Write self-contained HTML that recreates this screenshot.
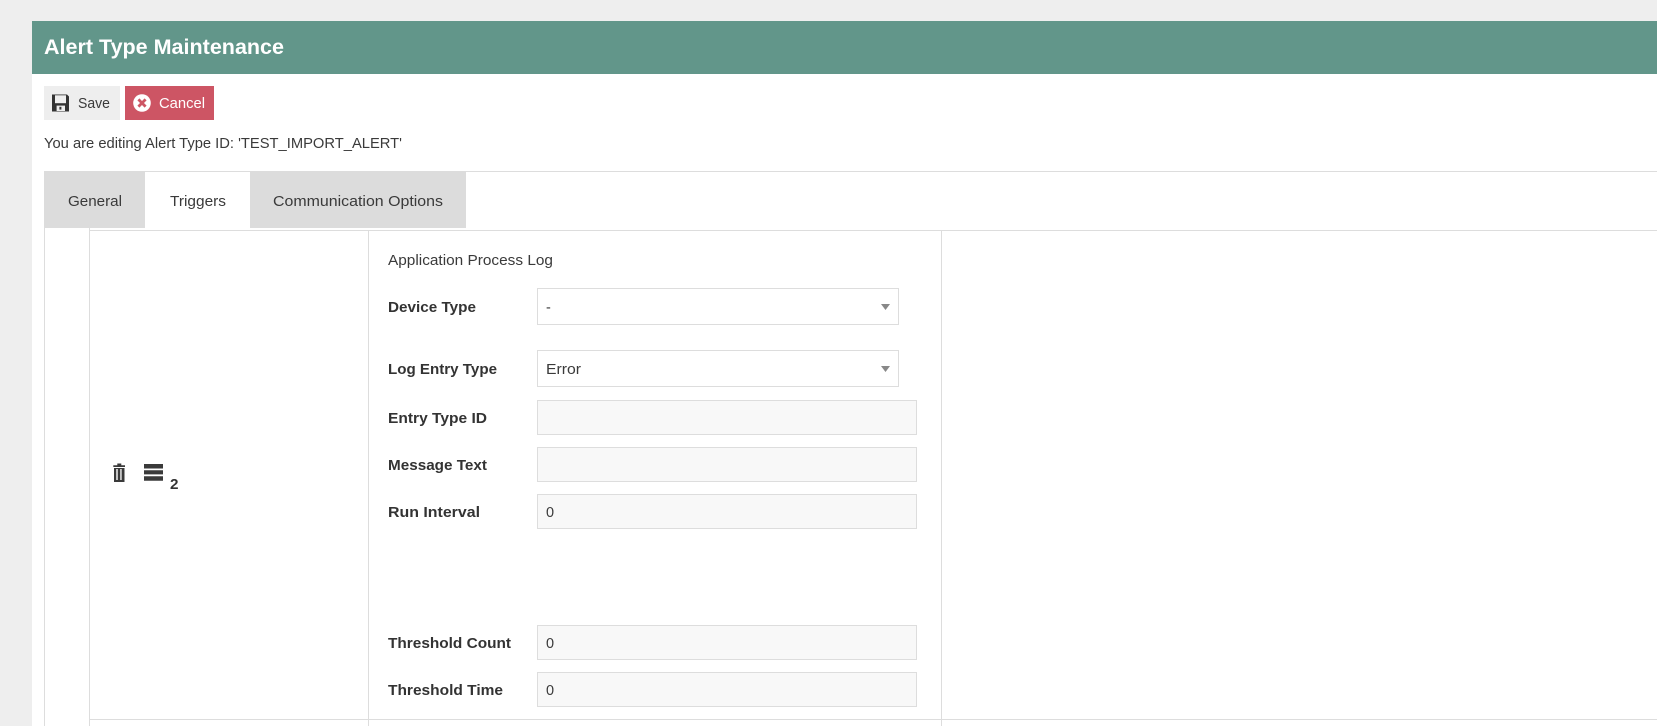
<!DOCTYPE html>
<html lang="en">
<head>
<meta charset="utf-8">
<title>Alert Type Maintenance</title>
<style>
html,body{margin:0;padding:0;width:1657px;height:726px;overflow:hidden;background:#eeeeee}
.a{position:absolute;box-sizing:border-box}
.in{background:#f8f8f8;border:1px solid #dddddd;left:537px;width:380px;height:35px}
.se{background:#fff;border:1px solid #dddddd;left:537px;width:362px;height:37px}
.l{background:#dddddd}
svg{position:absolute;left:0;top:0}
text{font-family:"Liberation Sans",Arial,sans-serif;fill:#3a3a3a;font-size:14.5px}
.b{font-weight:bold;fill:#333}
</style>
</head>
<body>
<div class="a" style="left:32px;top:21px;width:1625px;height:705px;background:#fff"></div>
<div class="a" style="left:32px;top:21px;width:1625px;height:53px;background:#62968a"></div>
<div class="a" style="left:44px;top:86px;width:76px;height:34px;background:#eeeeee"></div>
<div class="a" style="left:125px;top:86px;width:89px;height:34px;background:#cd5564"></div>

<div class="a l" style="left:44px;top:171px;width:1613px;height:1px"></div>
<div class="a l" style="left:145px;top:230px;width:1512px;height:1px"></div>
<div class="a" style="left:44px;top:171px;width:101px;height:57px;background:#dcdcdc"></div>
<div class="a" style="left:250px;top:171px;width:216px;height:57px;background:#dcdcdc"></div>
<div class="a l" style="left:89px;top:230px;width:1568px;height:1px"></div>
<div class="a l" style="left:44px;top:228px;width:1px;height:498px"></div>
<div class="a l" style="left:89px;top:228px;width:1px;height:498px"></div>
<div class="a l" style="left:368px;top:230px;width:1px;height:496px"></div>
<div class="a l" style="left:941px;top:230px;width:1px;height:496px"></div>
<div class="a l" style="left:89px;top:719px;width:1568px;height:1px"></div>

<div class="a se" style="top:288px"></div>
<div class="a se" style="top:350px"></div>
<div class="a in" style="top:400px"></div>
<div class="a in" style="top:447px"></div>
<div class="a in" style="top:494px"></div>
<div class="a in" style="top:625px"></div>
<div class="a in" style="top:672px"></div>

<svg width="1657" height="726" viewBox="0 0 1657 726" xmlns="http://www.w3.org/2000/svg">
  <text x="44" y="54" class="b" style="font-size:21.5px;fill:#fff" textLength="240" lengthAdjust="spacingAndGlyphs">Alert Type Maintenance</text>

  <!-- save icon -->
  <path fill="#333" d="M52 94.5H67L69 96.5V111.5H52Z"/>
  <path fill="#eeeeee" d="M55 95.3H66V103.2H55Z"/>
  <path fill="#eeeeee" d="M56.6 105.6H65V111H56.6Z"/>
  <path fill="#333" d="M59.4 106.8H61.4V109.6H59.4Z"/>
  <text x="78" y="108" textLength="32" lengthAdjust="spacingAndGlyphs">Save</text>

  <!-- cancel icon -->
  <circle cx="142" cy="103" r="8.8" fill="#fff"/>
  <path d="M138.4 99.4L145.6 106.6M145.6 99.4L138.4 106.6" stroke="#cd5564" stroke-width="2.8" fill="none"/>
  <text x="159" y="108" style="fill:#fff" textLength="46" lengthAdjust="spacingAndGlyphs">Cancel</text>

  <text x="44" y="148" textLength="358" lengthAdjust="spacingAndGlyphs">You are editing Alert Type ID: 'TEST_IMPORT_ALERT'</text>

  <text x="68" y="206" textLength="54" lengthAdjust="spacingAndGlyphs">General</text>
  <text x="170" y="206" textLength="56" lengthAdjust="spacingAndGlyphs">Triggers</text>
  <text x="273" y="206" textLength="170" lengthAdjust="spacingAndGlyphs">Communication Options</text>

  <!-- trash icon -->
  <path fill="#3a3a3a" d="M117.3 463.5H121.3V465.3H125V467H113.3V465.3H117.3Z"/>
  <path fill="#3a3a3a" fill-rule="evenodd" d="M114 468H124.5V482H114ZM116.3 469V480H117.7V469ZM120.3 469V480H121.6V469Z"/>
  <!-- bars icon -->
  <path fill="#3a3a3a" d="M144 464H163V468.5H144ZM144 470.3H163V474.4H144ZM144 476.3H163V480.7H144Z"/>
  <text x="170" y="489" class="b" textLength="8.5" lengthAdjust="spacingAndGlyphs">2</text>

  <text x="388" y="265" textLength="165" lengthAdjust="spacingAndGlyphs">Application Process Log</text>

  <text x="388" y="312" class="b" textLength="88" lengthAdjust="spacingAndGlyphs">Device Type</text>
  <text x="388" y="374" class="b" textLength="109" lengthAdjust="spacingAndGlyphs">Log Entry Type</text>
  <text x="388" y="423" class="b" textLength="99" lengthAdjust="spacingAndGlyphs">Entry Type ID</text>
  <text x="388" y="470" class="b" textLength="99" lengthAdjust="spacingAndGlyphs">Message Text</text>
  <text x="388" y="517" class="b" textLength="92" lengthAdjust="spacingAndGlyphs">Run Interval</text>
  <text x="388" y="648" class="b" textLength="123" lengthAdjust="spacingAndGlyphs">Threshold Count</text>
  <text x="388" y="695" class="b" textLength="115" lengthAdjust="spacingAndGlyphs">Threshold Time</text>

  <text x="546" y="312">-</text>
  <text x="546" y="374" textLength="35" lengthAdjust="spacingAndGlyphs">Error</text>
  <text x="546" y="517">0</text>
  <text x="546" y="648">0</text>
  <text x="546" y="695">0</text>

  <path fill="#888" d="M881 304H890L885.5 310ZM881 366H890L885.5 372Z"/>
</svg>
</body>
</html>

_Description of the task_
In your copy, leave out the pictures and reproduce the material above exactly.

_Written answer_
Write self-contained HTML that recreates this screenshot.
<!DOCTYPE html>
<html lang="en">
<head>
<meta charset="utf-8">
<title>Alert Type Maintenance</title>
<style>
html,body{margin:0;padding:0;width:1657px;height:726px;overflow:hidden;background:#eeeeee}
.a{position:absolute;box-sizing:border-box}
.in{background:#f8f8f8;border:1px solid #dddddd;left:537px;width:380px;height:35px}
.se{background:#fff;border:1px solid #dddddd;left:537px;width:362px;height:37px}
.l{background:#dddddd}
svg{position:absolute;left:0;top:0}
text{font-family:"Liberation Sans",Arial,sans-serif;fill:#3a3a3a;font-size:14.5px}
.b{font-weight:bold;fill:#333}
</style>
</head>
<body>
<div class="a" style="left:32px;top:21px;width:1625px;height:705px;background:#fff"></div>
<div class="a" style="left:32px;top:21px;width:1625px;height:53px;background:#62968a"></div>
<div class="a" style="left:44px;top:86px;width:76px;height:34px;background:#eeeeee"></div>
<div class="a" style="left:125px;top:86px;width:89px;height:34px;background:#cd5564"></div>

<div class="a l" style="left:44px;top:171px;width:1613px;height:1px"></div>
<div class="a l" style="left:145px;top:230px;width:1512px;height:1px"></div>
<div class="a" style="left:44px;top:171px;width:101px;height:57px;background:#dcdcdc"></div>
<div class="a" style="left:250px;top:171px;width:216px;height:57px;background:#dcdcdc"></div>
<div class="a l" style="left:89px;top:230px;width:1568px;height:1px"></div>
<div class="a l" style="left:44px;top:228px;width:1px;height:498px"></div>
<div class="a l" style="left:89px;top:228px;width:1px;height:498px"></div>
<div class="a l" style="left:368px;top:230px;width:1px;height:496px"></div>
<div class="a l" style="left:941px;top:230px;width:1px;height:496px"></div>
<div class="a l" style="left:89px;top:719px;width:1568px;height:1px"></div>

<div class="a se" style="top:288px"></div>
<div class="a se" style="top:350px"></div>
<div class="a in" style="top:400px"></div>
<div class="a in" style="top:447px"></div>
<div class="a in" style="top:494px"></div>
<div class="a in" style="top:625px"></div>
<div class="a in" style="top:672px"></div>

<svg width="1657" height="726" viewBox="0 0 1657 726" xmlns="http://www.w3.org/2000/svg">
  <text x="44" y="54" class="b" style="font-size:21.5px;fill:#fff" textLength="240" lengthAdjust="spacingAndGlyphs">Alert Type Maintenance</text>

  <!-- save icon -->
  <path fill="#333" d="M52 94.5H67L69 96.5V111.5H52Z"/>
  <path fill="#eeeeee" d="M55 95.3H66V103.2H55Z"/>
  <path fill="#eeeeee" d="M56.6 105.6H65V111H56.6Z"/>
  <path fill="#333" d="M59.4 106.8H61.4V109.6H59.4Z"/>
  <text x="78" y="108" textLength="32" lengthAdjust="spacingAndGlyphs">Save</text>

  <!-- cancel icon -->
  <circle cx="142" cy="103" r="8.8" fill="#fff"/>
  <path d="M138.4 99.4L145.6 106.6M145.6 99.4L138.4 106.6" stroke="#cd5564" stroke-width="2.8" fill="none"/>
  <text x="159" y="108" style="fill:#fff" textLength="46" lengthAdjust="spacingAndGlyphs">Cancel</text>

  <text x="44" y="148" textLength="358" lengthAdjust="spacingAndGlyphs">You are editing Alert Type ID: 'TEST_IMPORT_ALERT'</text>

  <text x="68" y="206" textLength="54" lengthAdjust="spacingAndGlyphs">General</text>
  <text x="170" y="206" textLength="56" lengthAdjust="spacingAndGlyphs">Triggers</text>
  <text x="273" y="206" textLength="170" lengthAdjust="spacingAndGlyphs">Communication Options</text>

  <!-- trash icon -->
  <path fill="#3a3a3a" d="M117.3 463.5H121.3V465.3H125V467H113.3V465.3H117.3Z"/>
  <path fill="#3a3a3a" fill-rule="evenodd" d="M114 468H124.5V482H114ZM116.3 469V480H117.7V469ZM120.3 469V480H121.6V469Z"/>
  <!-- bars icon -->
  <path fill="#3a3a3a" d="M144 464H163V468.5H144ZM144 470.3H163V474.4H144ZM144 476.3H163V480.7H144Z"/>
  <text x="170" y="489" class="b" textLength="8.5" lengthAdjust="spacingAndGlyphs">2</text>

  <text x="388" y="265" textLength="165" lengthAdjust="spacingAndGlyphs">Application Process Log</text>

  <text x="388" y="312" class="b" textLength="88" lengthAdjust="spacingAndGlyphs">Device Type</text>
  <text x="388" y="374" class="b" textLength="109" lengthAdjust="spacingAndGlyphs">Log Entry Type</text>
  <text x="388" y="423" class="b" textLength="99" lengthAdjust="spacingAndGlyphs">Entry Type ID</text>
  <text x="388" y="470" class="b" textLength="99" lengthAdjust="spacingAndGlyphs">Message Text</text>
  <text x="388" y="517" class="b" textLength="92" lengthAdjust="spacingAndGlyphs">Run Interval</text>
  <text x="388" y="648" class="b" textLength="123" lengthAdjust="spacingAndGlyphs">Threshold Count</text>
  <text x="388" y="695" class="b" textLength="115" lengthAdjust="spacingAndGlyphs">Threshold Time</text>

  <text x="546" y="312">-</text>
  <text x="546" y="374" textLength="35" lengthAdjust="spacingAndGlyphs">Error</text>
  <text x="546" y="517">0</text>
  <text x="546" y="648">0</text>
  <text x="546" y="695">0</text>

  <path fill="#888" d="M881 304H890L885.5 310ZM881 366H890L885.5 372Z"/>
</svg>
</body>
</html>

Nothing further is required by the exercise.